Carers Rights Day 2025: Know Your Rights, Use Your Rights
Every day, thousands of people across our communities step into a caring role — often without realising it, or without fully knowing the support and rights available to them.
This year, on Carers Rights Day, the theme is “Know your rights, use your rights”.
It’s a message of empowerment:
- to recognise that caring brings both rewards and challenges;
- to uncover the rights, protections and practical help available to unpaid and paid carers alike;
- and to make sure caring doesn’t mean going without, or struggling alone.
What Does Being a Carer Mean?
A carer is someone who provides support — often unpaid — for a partner, friend, family member or neighbour who couldn’t manage without help due to illness, disability, a mental health need or older age.
Whether you’ve just started caring, you’ve been doing it for years, you care full-time, part-time or alongside work, your role is vital.
Your Rights & Entitlements
Here are some of the key rights carers should know about:
- The right to request a carer’s assessment, to explore your needs as someone providing care and to help shape support.
- The right to unpaid carer’s leave (in certain employment contexts) and to ask for flexible working arrangements.
- The right to be identified as a carer (for example by your GP), which can unlock extra support and protections.
- The right to be consulted when the person you care for is discharged from hospital, and to have your view taken into account.
- The right to be treated fairly under equality and employment law — caring responsibilities should not mean discrimination.
Knowing these rights isn’t just about rules and paperwork — it’s about recognising that you matter too.
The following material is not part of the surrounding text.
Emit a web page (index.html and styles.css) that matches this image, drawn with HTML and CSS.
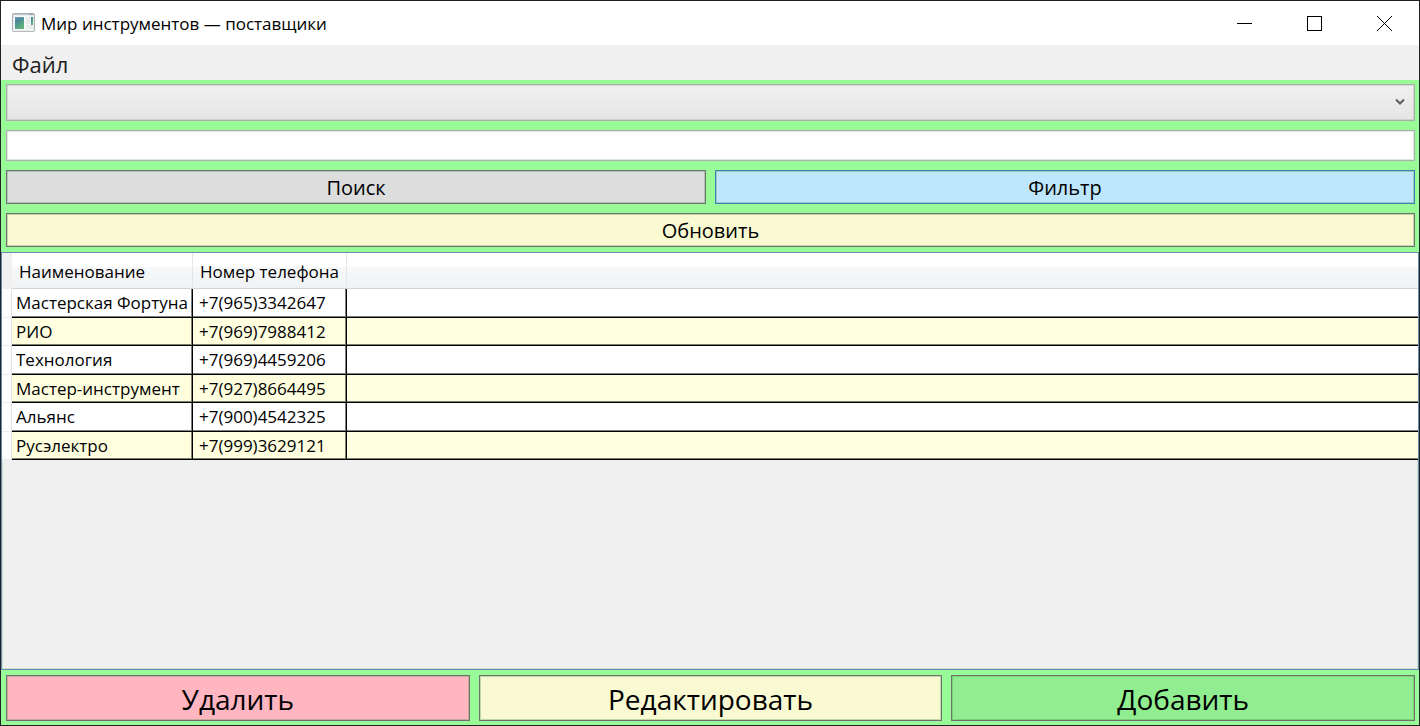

That you should be supported. That balancing caring with life, work or education shouldn’t mean giving up your own wellbeing or opportunities.
Why It Matters
Unpaid carers are the invisible backbone of our health and social‐care systems — providing daily, essential support that keeps so many people safe, healthy and connected.
At the same time, caring can take a heavy toll. Financial pressure, time demands, burnout, isolation — these are very real risks.
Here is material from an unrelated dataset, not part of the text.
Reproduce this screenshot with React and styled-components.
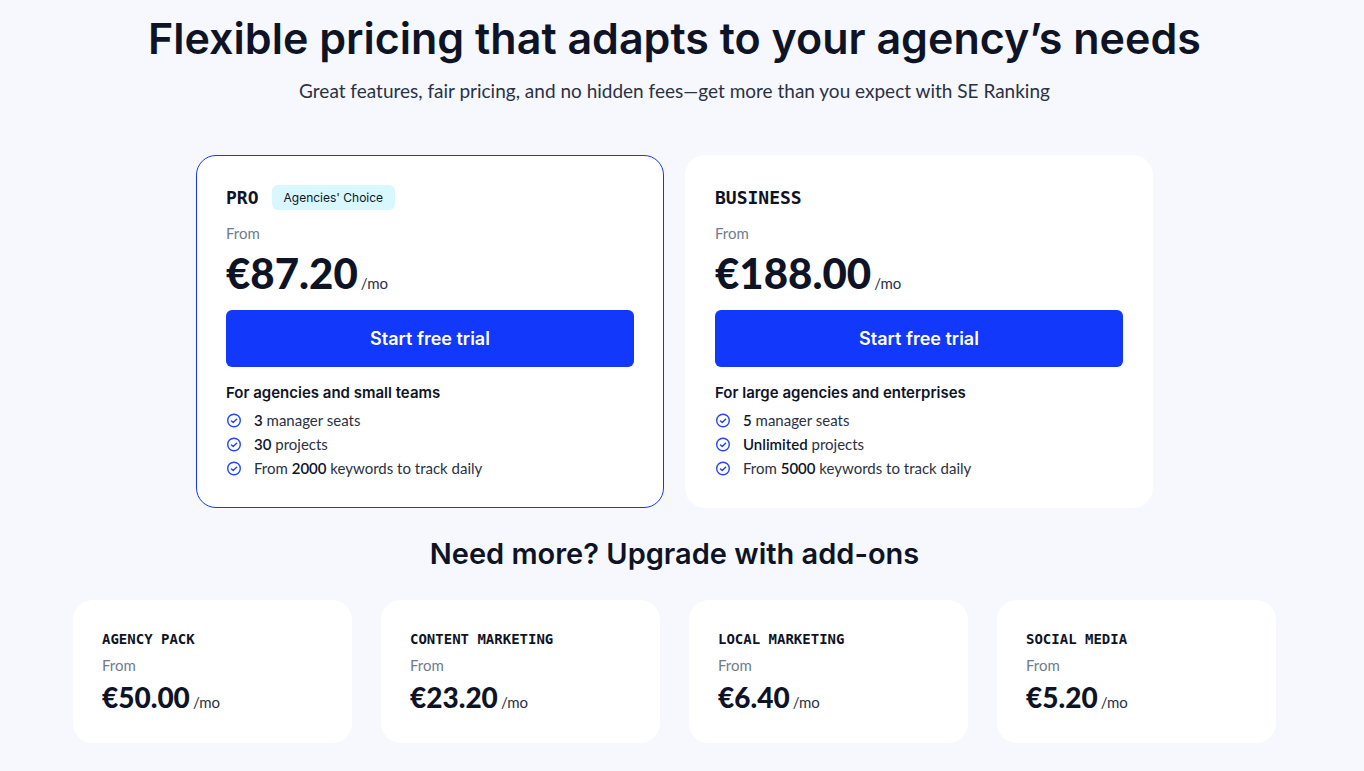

Carers Rights Day shines a spotlight on the support, rights and change needed so that caring is a sustainable, recognised, supported part of life — not something people must manage alone.
What You Can Do
If you are a carer (or suspect you might be): Check your rights, ask for what you’re entitled to, and take a moment to recognise your own support needs.
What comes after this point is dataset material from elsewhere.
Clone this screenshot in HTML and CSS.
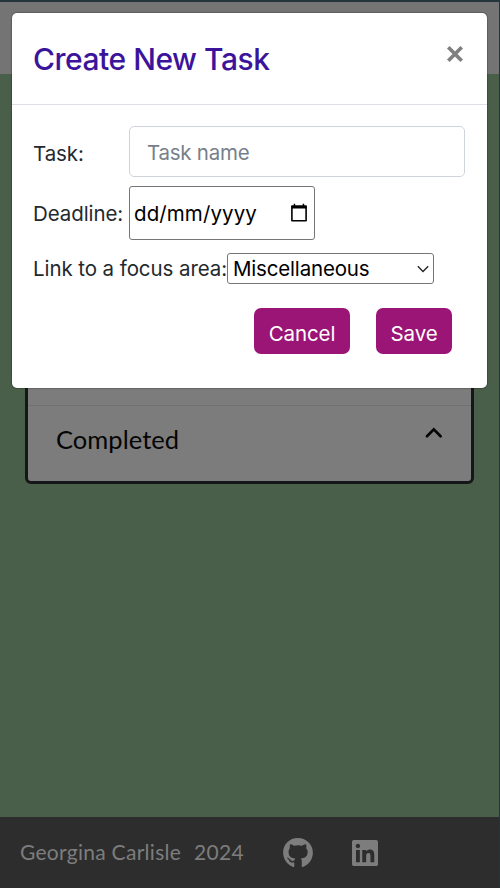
FILE: index.html
```html
<!DOCTYPE html>
<html lang="en">
<head>
<meta charset="utf-8">
<title>Tasks</title>
<link rel="stylesheet" href="styles.css">
</head>
<body>
<div class="page">
  <header class="topbar"></header>
  <main class="main">
    <section class="card">
      <div class="card-row card-body"></div>
      <div class="card-row completed">
        <h2>Completed</h2>
        <svg class="chevron" viewBox="0 0 18 12"><path d="M2 9.200 8.800 2.400l6.800 6.800" fill="none" stroke="#050505" stroke-width="2.700" stroke-linecap="round"/></svg>
      </div>
    </section>
  </main>
  <footer class="footer">
    <span class="author">Georgina Carlisle</span>
    <span class="year">2024</span>
    <svg class="github" viewBox="0 8 496 484"><path fill="currentColor" d="M165.900 397.400c0 2-2.300 3.600-5.200 3.600-3.300.3-5.600-1.300-5.600-3.600 0-2 2.300-3.600 5.200-3.600 3-.3 5.600 1.300 5.600 3.600zM244.800 8C106.100 8 0 113.300 0 252c0 110.900 69.800 205.800 169.500 239.200 12.800 2.300 17.300-5.600 17.300-12.100 0-6.200-.3-40.400-.3-61.400 0 0-70 15-84.700-29.800 0 0-11.400-29.100-27.800-36.600 0 0-22.900-15.700 1.600-15.400 0 0 24.900 2 38.600 25.800 21.900 38.600 58.600 27.500 72.900 20.900 2.300-16 8.800-27.100 16-33.700-55.900-6.200-112.300-14.300-112.300-110.500 0-27.500 7.600-41.300 23.600-58.900-2.600-6.500-11.100-33.300 2.600-67.900 20.900-6.500 69 27 69 27 20-5.600 41.500-8.500 62.800-8.500s42.800 2.900 62.800 8.500c0 0 48.100-33.600 69-27 13.700 34.700 5.200 61.400 2.600 67.900 16 17.700 25.800 31.500 25.800 58.900 0 96.500-58.900 104.200-114.800 110.500 9.200 7.900 17 22.900 17 46.400 0 33.700-.3 75.400-.3 83.600 0 6.500 4.600 14.400 17.300 12.100C428.200 457.800 496 362.900 496 252 496 113.300 383.500 8 244.800 8z"/></svg>
    <svg class="linkedin" viewBox="0 32 448 448"><path fill="currentColor" d="M416 32H31.900C14.300 32 0 46.500 0 64.300v383.400C0 465.500 14.300 480 31.900 480H416c17.600 0 32-14.500 32-32.300V64.300c0-17.800-14.400-32.300-32-32.300zM135.400 416H69V202.200h66.500V416zm-33.200-243c-21.300 0-38.500-17.300-38.500-38.500S80.900 96 102.200 96c21.200 0 38.500 17.300 38.500 38.500 0 21.300-17.200 38.500-38.500 38.500zm282.100 243h-66.400V312c0-24.800-.5-56.700-34.500-56.700-34.600 0-39.900 27-39.900 54.900V416h-66.400V202.200h63.700v29.200h.9c8.900-16.800 30.600-34.500 62.900-34.500 67.200 0 79.700 44.300 79.700 101.900V416z"/></svg>
  </footer>
</div>
<div class="modal">
  <div class="modal-header">
    <h1>Create New Task</h1>
    <svg class="close" viewBox="0 0 18 18"><path d="M2.300 2.300 15.700 15.700M15.700 2.300 2.300 15.700" stroke="#7f7f7f" stroke-width="3.700" stroke-linecap="butt"/></svg>
  </div>
  <div class="modal-body">
    <div class="row task"><span class="label">Task:</span><div class="input"><span>Task name</span></div></div>
    <div class="row deadline"><span class="label">Deadline:</span><div class="date"><span>dd/mm/yyyy</span>
      <svg class="calendar" viewBox="0 0 18 20"><path d="M1.900 3.200h14.200v14.600H1.900z" fill="none" stroke="#000" stroke-width="1.600" stroke-linejoin="round"/><path d="M1.500 2.500h15V5.500h-15zM3.700.8h1.500V3H3.700zM12.700.8h1.500V3h-1.500z"/></svg>
    </div></div>
    <div class="row focus"><span class="link-label">Link to a focus area:</span><div class="select"><span>Miscellaneous</span>
      <svg class="arrow" viewBox="0 0 12 8"><path d="m.8 1.300 5.200 5.200 5.200-5.200" fill="none" stroke="#222" stroke-width="1.300"/></svg>
    </div></div>
    <div class="actions"><button class="cancel"><span>Cancel</span></button><button class="save"><span>Save</span></button></div>
  </div>
</div>
</body>
</html>
```
FILE: styles.css
```css
* { box-sizing: border-box; }
body { margin: 0; width: 500px; height: 888px; overflow: hidden; position: relative; font-family: Inter, sans-serif; color: #24292e; }
svg { display: block; flex: none; }
span { white-space: nowrap; }
h1, h2 { margin: 0; font-weight: 400; }
.page { height: 888px; display: flex; flex-direction: column; border-top: 2px solid #24343b; border-right: 1px solid #24343b; background: #4a5f4a; font-family: Lato, sans-serif; }
.topbar { height: 72px; background: #747474; }
.main { flex: 1; padding: 216px 25px 0; }
.card { width: 449px; height: 194px; border: 3px solid #151617; border-radius: 6px; background: #7c7c7c; display: flex; flex-direction: column; overflow: hidden; }
.card-body { height: 113px; border-bottom: 1px solid #707070; }
.completed { flex: 1; display: flex; justify-content: space-between; padding: 16px 28px 0; }
.completed h2 { font-size: 25.5px; line-height: 34px; color: #050505; letter-spacing: .05px; }
.chevron { width: 18px; height: 12px; margin-top: 5px; }
.footer { height: 71px; background: #2d2d2d; color: #7d7d7d; display: flex; align-items: center; padding-left: 20px; font-size: 21px; }
.footer span { padding-bottom: 2px; }
.author { width: 174px; letter-spacing: .28px; }
.year { width: 89px; letter-spacing: .28px; }
.github { width: 30px; height: 29px; margin-right: 39px; }
.linkedin { width: 26px; height: 26px; }
.modal { position: absolute; left: 12px; top: 13px; width: 475px; height: 375px; background: #fff; border-radius: 5px; box-shadow: 0 0 1px 1px rgba(0,0,0,.2); overflow: hidden; }
.modal-header { height: 92px; border-bottom: 1px solid #dcdfe8; display: flex; justify-content: space-between; padding: 26px 23px 0 21px; }
.modal-header h1 { font-size: 30px; line-height: 40px; font-weight: 500; color: #3b149b; letter-spacing: -.47px; }
.close { width: 18px; height: 18px; margin-top: 6px; }
.modal-body { padding: 21px 22px 0 21px; font-size: 20.5px; line-height: 28px; letter-spacing: -.08px; }
.row { display: flex; align-items: center; }
.label { width: 96px; padding-top: 2px; }
.task { height: 51px; }
.task .label { padding-top: 4px; }
.input { flex: 1; height: 51px; border: 1px solid #ced4da; border-radius: 5px; padding: 12px 17px; color: #77808a; letter-spacing: -.25px; }
.deadline { height: 54px; margin-top: 9px; }
.date { width: 186px; height: 54px; border: 1px solid #767676; border-radius: 3px; display: flex; align-items: center; justify-content: space-between; padding: 0 6px 0 4px; color: #000; letter-spacing: .1px; }
.date span { padding-top: 2px; }
.calendar { width: 18px; height: 20px; }
.focus { height: 31px; margin-top: 13px; }
.link-label { width: 194px; padding-top: 1px; }
.select { width: 207px; height: 31px; border: 1px solid #767676; border-radius: 3px; display: flex; align-items: center; justify-content: space-between; padding: 0 4px 0 5px; color: #000; letter-spacing: -.18px; }
.select span { padding-top: 1px; }
.arrow { width: 12px; height: 8px; }
.actions { display: flex; justify-content: flex-end; gap: 26px; margin: 24px 13px 0 0; }
button { height: 46px; border: 0; border-radius: 7px; background: #9b1577; color: #fff; font: 20.500px/28px Inter, sans-serif; letter-spacing: -.12px; padding: 5px 0 0; }
.cancel { width: 96px; }
.save { width: 76px; }
```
If you’re an employer, friend, relative or service provider: make sure the carers you know are being seen, heard and supported.
Spread the word: share the theme “Know your rights, use your rights” — in your workplace, among your networks, in your community.
Use the resources from Carers UK, and ask your local authority or carers service for help, information and networks.
If you’re caring and juggling many demands — make space for yourself. Your wellbeing matters.
Thank you
To every carer, every day: thank you. You give so much — often quietly — so that others can live better, safer and more connected lives. On this Carers Rights Day, we recognise your role, salute your contribution and stand with you in ensuring that your rights count.
Together, let’s make sure that caring is backed by knowledge, protection and support — because you matter.